In June of 1961, a Freedom Ride from Washington D.C. ended in St. Petersburg. Arsenault's book notes that, at the time the rides arrived, the city had only recently proposed desegregation of accommodations for Major League baseball players during spring training.

"Civil rights tourism is a fairly recent concept," Arsenault observes. "It seems obvious for Civil War battlefields, but civil rights?"

He notes that historic markers cost between $1,500-$4,000, and that those that are installed risk spreading erroneous information if they're not created with input from professional historians.

But there are indications that an African-American historical marker initiative by the city is in the works, though the project is still in its infancy.

"It's part of a more general problem that the city has to think of itself as a historical city, even though it's not Charleston or Boston or Savannah," Arsenault says. "It doesn’t have a 300-year history, but it does have a 100-year-plus history, and a lot happened here."

A significant portion of that history is contained in the Carter Woodson African-American Museum, located in St. Pete's Jordan Park neighborhood at Ninth Avenue South and 22nd Street, once the Main Street of the city's African-American community. Home to the Manhattan Casino, the Royal Theatre and the train station, 22nd was bisected by I-275 in the 1970s in an expansion that destroyed many homes, businesses and churches.

The museum sits directly across from the rumbling traffic of I-275, in a property donated by the Housing Authority about four years ago. Inside, an exhibition entitled "Jazz on the Deuces" recalls the 22nd Street that used to be, via photos of musicians who played at the Manhattan Casino.

"This isn't a profession," says Terri Lipsey Scott, who chairs the board of trustees. "It's a passion." Since the museum has no full-time staff, everyone including Scott is a volunteer. (A board member, the St. Pete Times' Neighborhood Times Editor, Sandra Gadsden, helped the museum gain access to the photos.)

Thanks to the property donation, the museum pays no rent, but money's still needed to keep the lights and water on. And funding is a struggle.

"We are the most depressed museum in a city known for its museums," says Scott.

By day, Scott works as a city administrator. Three years ago, she was part of a Leadership St. Pete group who chose the Woodson Museum as their class project. She found her personal project in the empty dirt lot behind the museum.

"When we came here, this lot looked like Baghdad," Scott remembers. "It was just sand and a couple trees."

The group sold bricks to raise money to create a garden in the back of the museum. Jesse Owens of the recently closed Savanna's Nursery donated all the plants and flowers.

"There was a lot of praying and crying to get this museum and the garden going," Scott says.

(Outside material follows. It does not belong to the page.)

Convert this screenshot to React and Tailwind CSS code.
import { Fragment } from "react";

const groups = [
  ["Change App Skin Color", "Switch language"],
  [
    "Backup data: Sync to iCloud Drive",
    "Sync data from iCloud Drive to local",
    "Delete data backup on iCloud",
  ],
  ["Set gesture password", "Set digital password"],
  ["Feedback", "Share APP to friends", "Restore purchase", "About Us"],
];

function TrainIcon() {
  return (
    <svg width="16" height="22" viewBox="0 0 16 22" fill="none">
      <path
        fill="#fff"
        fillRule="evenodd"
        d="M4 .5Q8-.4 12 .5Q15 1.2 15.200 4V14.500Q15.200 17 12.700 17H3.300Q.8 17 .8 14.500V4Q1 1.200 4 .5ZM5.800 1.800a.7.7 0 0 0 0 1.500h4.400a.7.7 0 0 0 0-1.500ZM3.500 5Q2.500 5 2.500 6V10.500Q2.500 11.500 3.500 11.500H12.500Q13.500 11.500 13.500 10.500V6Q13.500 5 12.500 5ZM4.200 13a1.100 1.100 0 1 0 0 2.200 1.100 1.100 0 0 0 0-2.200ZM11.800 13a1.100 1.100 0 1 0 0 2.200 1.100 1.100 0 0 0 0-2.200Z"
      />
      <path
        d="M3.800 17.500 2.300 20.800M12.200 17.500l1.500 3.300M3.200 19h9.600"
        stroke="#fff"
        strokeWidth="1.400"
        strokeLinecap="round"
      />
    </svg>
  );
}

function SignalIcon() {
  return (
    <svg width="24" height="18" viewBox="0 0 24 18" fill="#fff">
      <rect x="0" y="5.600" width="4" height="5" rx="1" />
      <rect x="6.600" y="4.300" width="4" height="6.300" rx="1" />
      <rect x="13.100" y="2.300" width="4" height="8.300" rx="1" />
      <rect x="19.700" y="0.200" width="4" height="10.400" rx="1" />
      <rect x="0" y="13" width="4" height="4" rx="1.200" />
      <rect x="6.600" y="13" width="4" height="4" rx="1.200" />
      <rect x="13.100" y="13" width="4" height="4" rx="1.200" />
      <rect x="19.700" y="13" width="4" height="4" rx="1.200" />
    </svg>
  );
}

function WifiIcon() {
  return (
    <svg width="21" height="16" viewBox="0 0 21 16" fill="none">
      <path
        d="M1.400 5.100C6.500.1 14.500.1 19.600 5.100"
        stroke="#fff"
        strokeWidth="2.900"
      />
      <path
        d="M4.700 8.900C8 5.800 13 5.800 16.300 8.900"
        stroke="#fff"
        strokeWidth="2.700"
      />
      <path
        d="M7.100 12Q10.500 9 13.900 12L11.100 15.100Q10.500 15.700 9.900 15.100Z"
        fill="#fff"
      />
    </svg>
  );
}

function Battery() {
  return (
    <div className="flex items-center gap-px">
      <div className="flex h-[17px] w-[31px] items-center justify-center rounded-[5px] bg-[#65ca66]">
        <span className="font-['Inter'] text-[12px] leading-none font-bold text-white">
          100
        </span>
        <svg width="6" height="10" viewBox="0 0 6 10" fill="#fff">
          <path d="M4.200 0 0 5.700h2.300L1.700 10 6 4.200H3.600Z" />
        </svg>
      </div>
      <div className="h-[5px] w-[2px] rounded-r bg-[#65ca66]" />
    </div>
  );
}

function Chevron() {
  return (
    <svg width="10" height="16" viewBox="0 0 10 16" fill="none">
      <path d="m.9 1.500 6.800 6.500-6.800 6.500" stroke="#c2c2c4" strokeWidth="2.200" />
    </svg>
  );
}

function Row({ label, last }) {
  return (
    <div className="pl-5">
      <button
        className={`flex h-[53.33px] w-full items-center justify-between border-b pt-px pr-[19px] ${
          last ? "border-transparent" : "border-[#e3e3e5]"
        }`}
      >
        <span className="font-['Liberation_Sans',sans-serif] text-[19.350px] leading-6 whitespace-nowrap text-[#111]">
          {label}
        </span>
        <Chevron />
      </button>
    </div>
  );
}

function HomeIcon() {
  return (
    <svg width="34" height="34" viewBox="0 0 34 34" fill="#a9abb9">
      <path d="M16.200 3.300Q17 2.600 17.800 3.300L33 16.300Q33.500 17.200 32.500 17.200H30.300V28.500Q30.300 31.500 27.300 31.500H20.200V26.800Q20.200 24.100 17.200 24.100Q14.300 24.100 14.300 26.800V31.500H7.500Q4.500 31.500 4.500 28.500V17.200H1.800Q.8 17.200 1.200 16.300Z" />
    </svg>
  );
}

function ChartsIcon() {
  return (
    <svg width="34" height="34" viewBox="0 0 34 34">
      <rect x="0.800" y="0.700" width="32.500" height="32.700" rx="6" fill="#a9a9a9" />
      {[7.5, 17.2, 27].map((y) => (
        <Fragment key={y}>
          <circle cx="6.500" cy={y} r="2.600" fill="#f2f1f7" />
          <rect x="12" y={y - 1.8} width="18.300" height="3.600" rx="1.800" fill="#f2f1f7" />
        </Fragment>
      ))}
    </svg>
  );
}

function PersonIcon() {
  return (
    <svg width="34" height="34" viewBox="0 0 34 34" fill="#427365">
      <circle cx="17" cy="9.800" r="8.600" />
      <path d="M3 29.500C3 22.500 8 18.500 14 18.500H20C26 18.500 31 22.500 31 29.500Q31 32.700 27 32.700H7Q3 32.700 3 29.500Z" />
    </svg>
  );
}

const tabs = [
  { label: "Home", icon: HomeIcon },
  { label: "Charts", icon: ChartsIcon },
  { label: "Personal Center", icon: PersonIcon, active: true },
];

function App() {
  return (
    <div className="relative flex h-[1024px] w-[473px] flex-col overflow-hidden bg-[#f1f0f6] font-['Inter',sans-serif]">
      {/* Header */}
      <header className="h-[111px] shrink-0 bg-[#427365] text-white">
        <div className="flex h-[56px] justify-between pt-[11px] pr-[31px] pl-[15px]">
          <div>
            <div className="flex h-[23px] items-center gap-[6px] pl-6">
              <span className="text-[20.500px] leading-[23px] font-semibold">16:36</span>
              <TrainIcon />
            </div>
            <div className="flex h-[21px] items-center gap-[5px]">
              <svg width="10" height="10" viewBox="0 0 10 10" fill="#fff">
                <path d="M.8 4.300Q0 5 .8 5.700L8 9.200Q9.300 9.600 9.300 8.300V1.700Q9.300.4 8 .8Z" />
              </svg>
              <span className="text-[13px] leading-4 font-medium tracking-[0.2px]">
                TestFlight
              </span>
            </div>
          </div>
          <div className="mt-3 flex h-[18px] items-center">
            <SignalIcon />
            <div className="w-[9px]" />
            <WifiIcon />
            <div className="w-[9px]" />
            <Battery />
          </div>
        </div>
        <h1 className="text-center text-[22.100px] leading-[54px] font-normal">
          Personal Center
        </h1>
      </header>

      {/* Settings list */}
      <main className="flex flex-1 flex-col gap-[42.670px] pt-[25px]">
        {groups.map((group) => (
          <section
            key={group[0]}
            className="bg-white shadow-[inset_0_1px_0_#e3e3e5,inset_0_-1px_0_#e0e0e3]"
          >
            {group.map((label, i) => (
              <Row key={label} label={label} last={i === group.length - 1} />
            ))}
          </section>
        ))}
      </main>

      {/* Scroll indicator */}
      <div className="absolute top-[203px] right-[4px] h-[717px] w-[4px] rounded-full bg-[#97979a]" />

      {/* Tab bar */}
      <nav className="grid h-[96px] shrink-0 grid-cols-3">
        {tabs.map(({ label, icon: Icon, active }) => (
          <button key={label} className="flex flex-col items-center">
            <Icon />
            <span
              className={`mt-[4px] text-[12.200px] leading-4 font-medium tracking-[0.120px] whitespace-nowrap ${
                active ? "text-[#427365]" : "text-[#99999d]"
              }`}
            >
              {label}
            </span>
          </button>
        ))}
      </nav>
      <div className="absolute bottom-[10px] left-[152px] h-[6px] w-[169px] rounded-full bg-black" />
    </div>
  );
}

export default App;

The garden is a revenue generator, a fine spot for jazz concerts under the shade of oaks and magnolias. Without money to pay for any fulltime staffers, though, the museum doesn't qualify for most grants, so private donations are crucial.

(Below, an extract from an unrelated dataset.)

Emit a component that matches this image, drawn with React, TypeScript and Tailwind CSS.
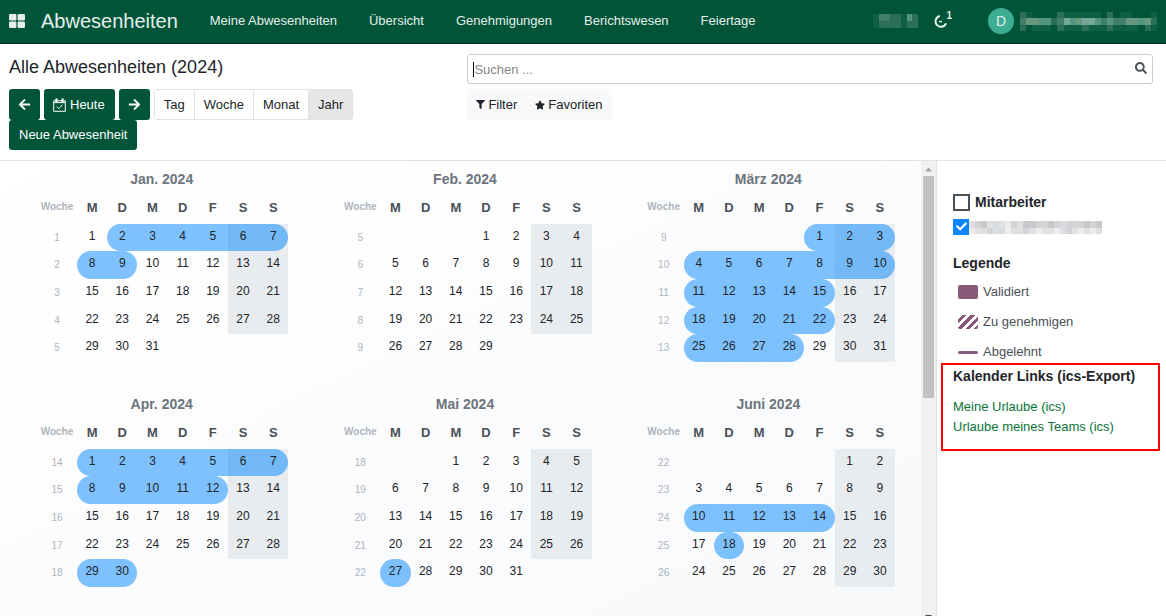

Getting major donors like those who've invested in St. Pete's larger museums is no easy task.

"When the Dalì or the Museum of Fine Arts come up with something creative, people see the value," Scott says. "We just need one to give us that stamp of approval and we'll be okay."

Two years ago, a Legends Ball raised $40,000, but much of those funds have been depleted paying for utilities. Now board members are using personal checks to the keep the facility afloat.

"It saddens me on several levels. I'm convinced there is more the African-American community can do," says Scott. "But also there is a responsibility for the community at large."

But she also sees the problem as cultural, a tendency in African-American culture not to give to the arts. "If we don't recognize our own worth, it's hard to convince others."

Scott says a summer jazz series is in the works and she hopes to plan another Legends Ball soon.

In a city that has neglected a vital part of its past, the Woodson could be an important resource.

"There is a lot of potential for the museum to serve as a touchstone for civil rights here," says Ray Arsenault (also a Woodson trustee).

"This history is important,” Scott points out. “If we don't tell it, it won't be told."